Fed projections have the unemployment rate rising to 4.6 percent in the next two years before falling to 4.5 percent in 2025.

For the longer run, the unemployment rate gets back down to 4.0 percent. Not too bad of a picture and right on the Fed’s goal.

So, in the next five years or so, the economic growth of the U.S. economy is going to be relatively pathetic, but unemployment is not expected to be too bad, not too far above recent historical lows.

What About Inflation?

But, what about inflation?

The Fed’s target for inflation is the PCE (Personal Consumption Expenditures) measure of consumer prices.

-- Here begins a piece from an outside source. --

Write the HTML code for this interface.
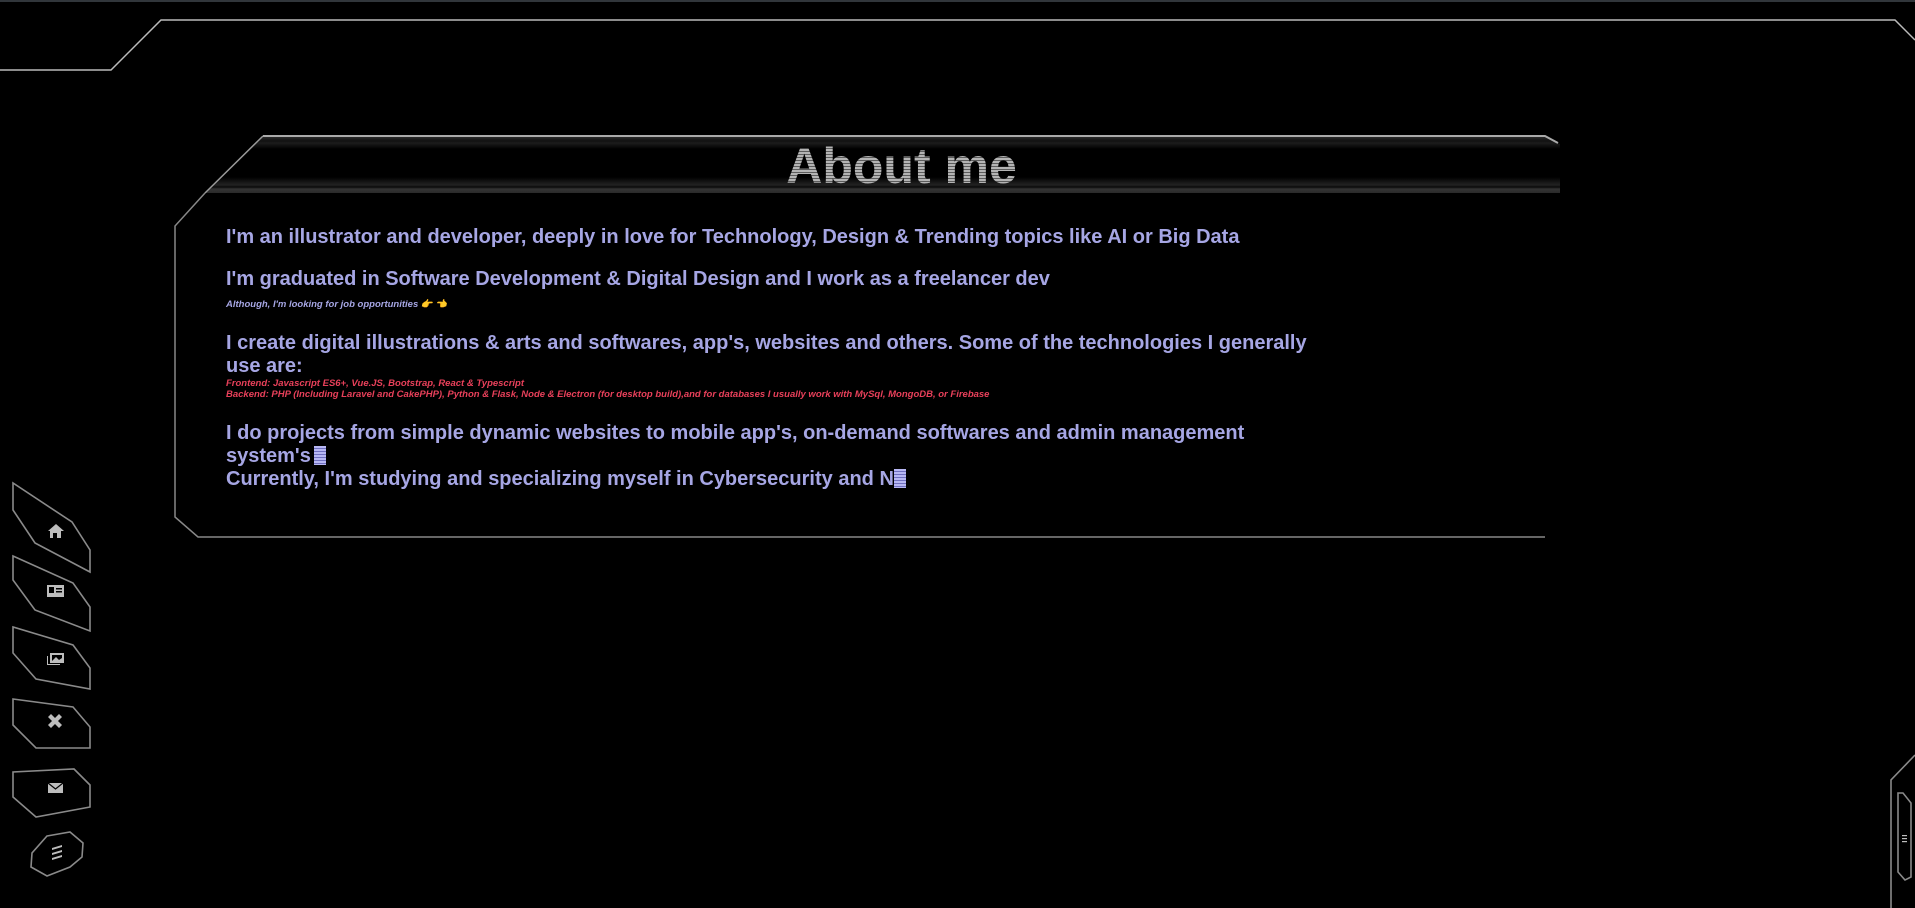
<!DOCTYPE html>
<html><head><meta charset="utf-8"><style>
html,body{margin:0;padding:0;background:#000;width:1915px;height:908px;overflow:hidden;font-family:"Liberation Sans",Arial,sans-serif}
.topbar{position:absolute;left:0;top:0;width:1915px;height:2px;background:#31363b}
svg.frame{position:absolute;left:0;top:0}
.header{position:absolute;left:205px;top:137px;width:1355px;height:56px;clip-path:polygon(58px 0,1340px 0,1355px 7px,1355px 56px,0 56px);
background:linear-gradient(#2a2a2a 0,#111 4px,#1c1c1c 6px,#000 12px,#000 40px,#111 44px,#222 48px,#0a0a0a 50px,#333 52px,#2a2a2a 56px)}
.title{position:absolute;left:0;width:1915px;top:137px;text-align:center;font-weight:bold;font-size:50px;line-height:58px;
background:repeating-linear-gradient(#b4b4b4 0 2px,#5c5c5c 2px 3px);-webkit-background-clip:text;background-clip:text;color:transparent}
.title span{margin-left:-112px}
.t{position:absolute;left:226px;width:1100px;color:#a6a6e4;font-weight:bold;font-size:20px;line-height:23px;margin:0}
.s{position:absolute;left:226px;font-weight:bold;font-style:italic;font-size:9.5px;line-height:12px}
.cur{display:inline-block;width:12px;height:19px;background:repeating-linear-gradient(#b8b8f4 0 2px,#7070c0 2px 3px);vertical-align:-3px;margin-left:3px}
</style></head><body>
<div class="topbar"></div>
<div class="header"></div>
<div class="title"><span>About me</span></div>
<svg class="frame" width="1915" height="908" fill="none" stroke="#9a9a9a" stroke-width="1.5">
<polyline points="0,70 111,70 161,20 1895,20 1915,40" stroke="#bbb"/>
<polyline points="263,136 1545,136 1558,143" stroke="#aaa" stroke-width="2"/>
<line x1="263" y1="136" x2="205" y2="193"/>
<polyline points="205,193 175,226 175,517 198,537 1545,537" stroke="#888"/>
<g stroke="#8a8a8a" stroke-width="1.6">
<polygon points="13,483 13,510 35,543 90,572 90,550 72,522"/>
<polygon points="13,556 13,580 35,610 90,631 90,607 73,583"/>
<polygon points="13,627 13,653 36,679 90,689 90,668 73,645"/>
<polygon points="13,699 13,725 36,748 90,748 90,727 73,707"/>
<polygon points="13,772 13,797 36,817 90,807 90,785 74,769"/>
<polygon points="47,836 70,832 83,843 82,857 70,867 47,876 31,867 32,853"/>
<polyline points="1891,908 1891,780 1915,755"/>
<polygon points="1898,793 1903,793 1911,803 1911,877 1905,880 1898,872"/>
</g>
<g stroke="none" fill="#bdbdbd">
<path d="M48 531 L56 524 L64 531 L61 531 L61 538 L57 538 L57 533 L53 533 L53 538 L50 538 L50 531Z"/>
<rect x="47" y="585" width="17" height="12"/>
<rect x="49" y="587" width="5" height="6" fill="#000"/>
<rect x="56" y="588" width="6" height="1.5" fill="#000"/><rect x="56" y="591" width="6" height="1.5" fill="#000"/>
<rect x="50" y="653" width="14" height="10"/>
<rect x="52" y="655" width="10" height="6" fill="#000"/>
<path d="M52 661 L56 657 L59 660 L62 658 L62 661Z"/>
<path d="M47 656 L47 665 L60 665 L60 664 L48 664 L48 656Z"/>
<path d="M48 717 L51 714 L62 725 L59 728Z M59 714 L62 717 L51 728 L48 725Z"/>
<rect x="48" y="783" width="15" height="10"/>
<path d="M48 783 L55.5 789 L63 783" stroke="#000" stroke-width="1.2" fill="none"/>
<path d="M52 848 L62 845 L62 847 L52 850Z M52 853 L62 850 L62 852 L52 855Z M52 858 L62 855 L62 857 L52 860Z"/>
<rect x="1902" y="835" width="5" height="1.2"/><rect x="1902" y="838" width="5" height="1.2"/><rect x="1902" y="841" width="5" height="1.2"/>
</g>
</svg>
<p class="t" style="top:226px">I'm an illustrator and developer, deeply in love for Technology, Design &amp; Trending topics like AI or Big Data</p>
<p class="t" style="top:268px">I'm graduated in Software Development &amp; Digital Design and I work as a freelancer dev</p>
<div class="s" style="top:299px;color:#a6a6e4">Although, I'm looking for job opportunities <span style="color:#d8a060">👉 👈</span></div>
<p class="t" style="top:332px">I create digital illustrations &amp; arts and softwares, app's, websites and others. Some of the technologies I generally use are:</p>
<div class="s" style="top:378px;color:#e8405a">Frontend: Javascript ES6+, Vue.JS, Bootstrap, React &amp; Typescript</div>
<div class="s" style="top:389px;color:#e8405a">Backend: PHP (Including Laravel and CakePHP), Python &amp; Flask, Node &amp; Electron (for desktop build),and for databases I usually work with MySql, MongoDB, or Firebase</div>
<p class="t" style="top:422px">I do projects from simple dynamic websites to mobile app's, on-demand softwares and admin management system's<span class="cur"></span><br>Currently, I'm studying and specializing myself in Cybersecurity and N<span class="cur" style="margin-left:0"></span></p>
</body></html>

In the longer run, the Fed is projecting a 2.0 percent rate of inflation, right on target.

In 2025, the Fed will be almost there with a 2.1 percent rate of PCE inflation.

This measure for inflation in 2022 comes in at 5.6 percent. This is, of course, a little lower than the rate of inflation captured in the Consumer Price Index, which showed up to be 7.1 percent year-over-year, in November.

So, this performance will tie up the Fed’s goals.

Good job Fed!

Looks Easy!

Wow! The numbers all fit into the Fed’s pattern like a dream.

If the Fed pulls this off, then Chairman Jerome Powell should get a Nobel Prize and the Federal Reserve Board should go down in history as one of the best Boards in history.

The only complaint comes in terms of economic growth.

The feeling here is that the Fed is erring on the side of slower economic growth so as to give it a better chance to achieve the inflation goal of 2.0 percent.

Well, good enough.

The view pictured would sure be great if achievable, but, unfortunately, I have my doubts.

It appears as if the investors in the stock market also have doubts.

And, there is more.

But, the Fed gives us a picture of an economy that is smoothly moving into a new era, one where price inflation is down at 2.0 percent and the employment level of the economy is right around full employment.

If only it were so easy.

The Stock Market

The stock market posted good gains on both Monday and Tuesday of this week.

The Standard & Poor’s 500 Stock Index, today, had risen over 30 more points before the news from the Federal Reserve came out.

By 3.30 PM, the S&P 500 had recorded a 33-point loss for the day.

The concern is the underlying feeling that the Fed will continue to raise its policy rate of interest for a longer period of time than investors had been anticipating.

Mr. Powell and the other members of the FOMC felt it was important to reiterate that “The Committee is strongly committed to returning inflation to its 2 percent objective.”

The implication: we are not raising the rate by as much as we have since March, but we still intend to keep raising the rate until we get the inflation rate back to 2.0 percent.

My concerns, however, are elsewhere.

The Fed’s projections point to a very benign rise in economic activity while the inflation rate drops rather precipitously.

There are two problems I see with this.

First, I don’t see the economy acting so benignly. The economy is all screwed up. Disequilibrium exists almost everywhere.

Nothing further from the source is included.